Exercise aim: Your copy of the material below should match it exactly, except that it holds no pictures.

===== Data excerpt =====

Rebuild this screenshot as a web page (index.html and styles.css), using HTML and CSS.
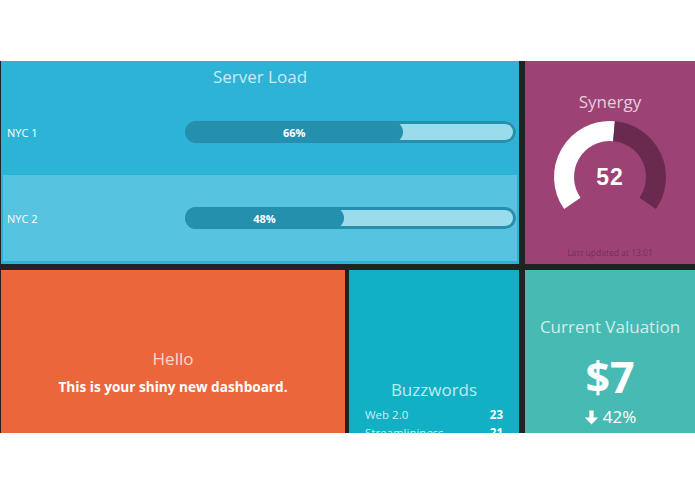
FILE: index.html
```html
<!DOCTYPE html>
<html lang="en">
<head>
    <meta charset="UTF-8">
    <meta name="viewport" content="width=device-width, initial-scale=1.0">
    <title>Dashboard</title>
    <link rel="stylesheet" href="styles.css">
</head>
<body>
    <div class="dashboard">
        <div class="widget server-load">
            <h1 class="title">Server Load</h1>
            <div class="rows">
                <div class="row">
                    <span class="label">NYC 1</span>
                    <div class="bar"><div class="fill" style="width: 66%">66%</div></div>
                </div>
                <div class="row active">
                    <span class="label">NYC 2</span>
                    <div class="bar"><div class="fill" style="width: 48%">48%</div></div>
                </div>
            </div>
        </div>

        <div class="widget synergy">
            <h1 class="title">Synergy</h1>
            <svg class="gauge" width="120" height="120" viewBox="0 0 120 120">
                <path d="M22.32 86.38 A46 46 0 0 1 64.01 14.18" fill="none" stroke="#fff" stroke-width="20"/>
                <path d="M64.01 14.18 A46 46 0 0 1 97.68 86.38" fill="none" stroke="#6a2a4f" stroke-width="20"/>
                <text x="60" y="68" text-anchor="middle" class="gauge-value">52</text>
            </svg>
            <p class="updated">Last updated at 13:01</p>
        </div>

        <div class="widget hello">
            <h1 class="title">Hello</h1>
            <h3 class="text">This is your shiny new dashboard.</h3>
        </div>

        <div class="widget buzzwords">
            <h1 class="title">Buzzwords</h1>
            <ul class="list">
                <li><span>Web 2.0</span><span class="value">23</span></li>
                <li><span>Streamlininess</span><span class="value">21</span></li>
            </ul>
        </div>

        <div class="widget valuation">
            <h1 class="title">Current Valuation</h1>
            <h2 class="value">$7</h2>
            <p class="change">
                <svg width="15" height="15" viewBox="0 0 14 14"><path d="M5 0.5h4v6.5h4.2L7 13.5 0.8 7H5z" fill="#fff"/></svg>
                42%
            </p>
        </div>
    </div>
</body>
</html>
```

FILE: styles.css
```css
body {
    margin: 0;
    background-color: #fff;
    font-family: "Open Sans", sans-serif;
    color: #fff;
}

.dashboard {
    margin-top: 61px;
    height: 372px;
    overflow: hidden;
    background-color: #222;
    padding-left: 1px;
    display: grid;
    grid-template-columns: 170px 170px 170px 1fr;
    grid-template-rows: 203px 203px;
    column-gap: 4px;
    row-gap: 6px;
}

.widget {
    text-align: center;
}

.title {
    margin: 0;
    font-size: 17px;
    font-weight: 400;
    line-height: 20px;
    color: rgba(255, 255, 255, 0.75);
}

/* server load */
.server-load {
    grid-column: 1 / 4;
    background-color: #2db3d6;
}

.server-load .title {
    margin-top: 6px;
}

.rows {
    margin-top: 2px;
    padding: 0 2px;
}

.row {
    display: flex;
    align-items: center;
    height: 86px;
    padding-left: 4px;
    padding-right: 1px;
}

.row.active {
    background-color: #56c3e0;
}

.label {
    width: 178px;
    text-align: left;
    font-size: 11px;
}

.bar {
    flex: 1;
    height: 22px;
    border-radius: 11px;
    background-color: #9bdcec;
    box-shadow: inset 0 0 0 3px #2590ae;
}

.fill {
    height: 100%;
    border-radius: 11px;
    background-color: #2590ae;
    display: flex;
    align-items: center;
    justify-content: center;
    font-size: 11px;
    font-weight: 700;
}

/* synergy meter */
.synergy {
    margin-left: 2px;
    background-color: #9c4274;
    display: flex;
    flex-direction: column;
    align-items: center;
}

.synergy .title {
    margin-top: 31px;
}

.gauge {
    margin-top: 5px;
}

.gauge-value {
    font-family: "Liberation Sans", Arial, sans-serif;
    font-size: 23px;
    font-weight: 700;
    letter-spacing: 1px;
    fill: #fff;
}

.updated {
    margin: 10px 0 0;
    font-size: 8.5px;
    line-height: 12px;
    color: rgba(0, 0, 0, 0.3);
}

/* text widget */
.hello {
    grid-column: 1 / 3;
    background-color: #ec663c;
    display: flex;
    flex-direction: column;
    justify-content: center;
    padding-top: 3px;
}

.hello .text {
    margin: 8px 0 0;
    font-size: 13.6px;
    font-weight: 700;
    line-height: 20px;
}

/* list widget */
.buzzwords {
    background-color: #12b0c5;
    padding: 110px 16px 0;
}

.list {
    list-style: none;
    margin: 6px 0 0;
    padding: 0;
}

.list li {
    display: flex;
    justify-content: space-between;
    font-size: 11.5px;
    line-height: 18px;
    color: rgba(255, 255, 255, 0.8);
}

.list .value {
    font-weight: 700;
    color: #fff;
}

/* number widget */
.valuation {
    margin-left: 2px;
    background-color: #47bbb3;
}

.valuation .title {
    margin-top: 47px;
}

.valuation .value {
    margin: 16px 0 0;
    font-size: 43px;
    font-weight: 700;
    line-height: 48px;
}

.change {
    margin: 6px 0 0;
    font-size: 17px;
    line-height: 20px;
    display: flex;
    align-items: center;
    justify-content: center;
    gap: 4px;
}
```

=====

Result:
Rebuild this screenshot as a web page (index.html and styles.css), using HTML and CSS.
FILE: index.html
```html
<!DOCTYPE html>
<html lang="en">
<head>
    <meta charset="UTF-8">
    <meta name="viewport" content="width=device-width, initial-scale=1.0">
    <title>Dashboard</title>
    <link rel="stylesheet" href="styles.css">
</head>
<body>
    <div class="dashboard">
        <div class="widget server-load">
            <h1 class="title">Server Load</h1>
            <div class="rows">
                <div class="row">
                    <span class="label">NYC 1</span>
                    <div class="bar"><div class="fill" style="width: 66%">66%</div></div>
                </div>
                <div class="row active">
                    <span class="label">NYC 2</span>
                    <div class="bar"><div class="fill" style="width: 48%">48%</div></div>
                </div>
            </div>
        </div>

        <div class="widget synergy">
            <h1 class="title">Synergy</h1>
            <svg class="gauge" width="120" height="120" viewBox="0 0 120 120">
                <path d="M22.32 86.38 A46 46 0 0 1 64.01 14.18" fill="none" stroke="#fff" stroke-width="20"/>
                <path d="M64.01 14.18 A46 46 0 0 1 97.68 86.38" fill="none" stroke="#6a2a4f" stroke-width="20"/>
                <text x="60" y="68" text-anchor="middle" class="gauge-value">52</text>
            </svg>
            <p class="updated">Last updated at 13:01</p>
        </div>

        <div class="widget hello">
            <h1 class="title">Hello</h1>
            <h3 class="text">This is your shiny new dashboard.</h3>
        </div>

        <div class="widget buzzwords">
            <h1 class="title">Buzzwords</h1>
            <ul class="list">
                <li><span>Web 2.0</span><span class="value">23</span></li>
                <li><span>Streamlininess</span><span class="value">21</span></li>
            </ul>
        </div>

        <div class="widget valuation">
            <h1 class="title">Current Valuation</h1>
            <h2 class="value">$7</h2>
            <p class="change">
                <svg width="15" height="15" viewBox="0 0 14 14"><path d="M5 0.5h4v6.5h4.2L7 13.5 0.8 7H5z" fill="#fff"/></svg>
                42%
            </p>
        </div>
    </div>
</body>
</html>
```

FILE: styles.css
```css
body {
    margin: 0;
    background-color: #fff;
    font-family: "Open Sans", sans-serif;
    color: #fff;
}

.dashboard {
    margin-top: 61px;
    height: 372px;
    overflow: hidden;
    background-color: #222;
    padding-left: 1px;
    display: grid;
    grid-template-columns: 170px 170px 170px 1fr;
    grid-template-rows: 203px 203px;
    column-gap: 4px;
    row-gap: 6px;
}

.widget {
    text-align: center;
}

.title {
    margin: 0;
    font-size: 17px;
    font-weight: 400;
    line-height: 20px;
    color: rgba(255, 255, 255, 0.75);
}

/* server load */
.server-load {
    grid-column: 1 / 4;
    background-color: #2db3d6;
}

.server-load .title {
    margin-top: 6px;
}

.rows {
    margin-top: 2px;
    padding: 0 2px;
}

.row {
    display: flex;
    align-items: center;
    height: 86px;
    padding-left: 4px;
    padding-right: 1px;
}

.row.active {
    background-color: #56c3e0;
}

.label {
    width: 178px;
    text-align: left;
    font-size: 11px;
}

.bar {
    flex: 1;
    height: 22px;
    border-radius: 11px;
    background-color: #9bdcec;
    box-shadow: inset 0 0 0 3px #2590ae;
}

.fill {
    height: 100%;
    border-radius: 11px;
    background-color: #2590ae;
    display: flex;
    align-items: center;
    justify-content: center;
    font-size: 11px;
    font-weight: 700;
}

/* synergy meter */
.synergy {
    margin-left: 2px;
    background-color: #9c4274;
    display: flex;
    flex-direction: column;
    align-items: center;
}

.synergy .title {
    margin-top: 31px;
}

.gauge {
    margin-top: 5px;
}

.gauge-value {
    font-family: "Liberation Sans", Arial, sans-serif;
    font-size: 23px;
    font-weight: 700;
    letter-spacing: 1px;
    fill: #fff;
}

.updated {
    margin: 10px 0 0;
    font-size: 8.5px;
    line-height: 12px;
    color: rgba(0, 0, 0, 0.3);
}

/* text widget */
.hello {
    grid-column: 1 / 3;
    background-color: #ec663c;
    display: flex;
    flex-direction: column;
    justify-content: center;
    padding-top: 3px;
}

.hello .text {
    margin: 8px 0 0;
    font-size: 13.6px;
    font-weight: 700;
    line-height: 20px;
}

/* list widget */
.buzzwords {
    background-color: #12b0c5;
    padding: 110px 16px 0;
}

.list {
    list-style: none;
    margin: 6px 0 0;
    padding: 0;
}

.list li {
    display: flex;
    justify-content: space-between;
    font-size: 11.5px;
    line-height: 18px;
    color: rgba(255, 255, 255, 0.8);
}

.list .value {
    font-weight: 700;
    color: #fff;
}

/* number widget */
.valuation {
    margin-left: 2px;
    background-color: #47bbb3;
}

.valuation .title {
    margin-top: 47px;
}

.valuation .value {
    margin: 16px 0 0;
    font-size: 43px;
    font-weight: 700;
    line-height: 48px;
}

.change {
    margin: 6px 0 0;
    font-size: 17px;
    line-height: 20px;
    display: flex;
    align-items: center;
    justify-content: center;
    gap: 4px;
}
```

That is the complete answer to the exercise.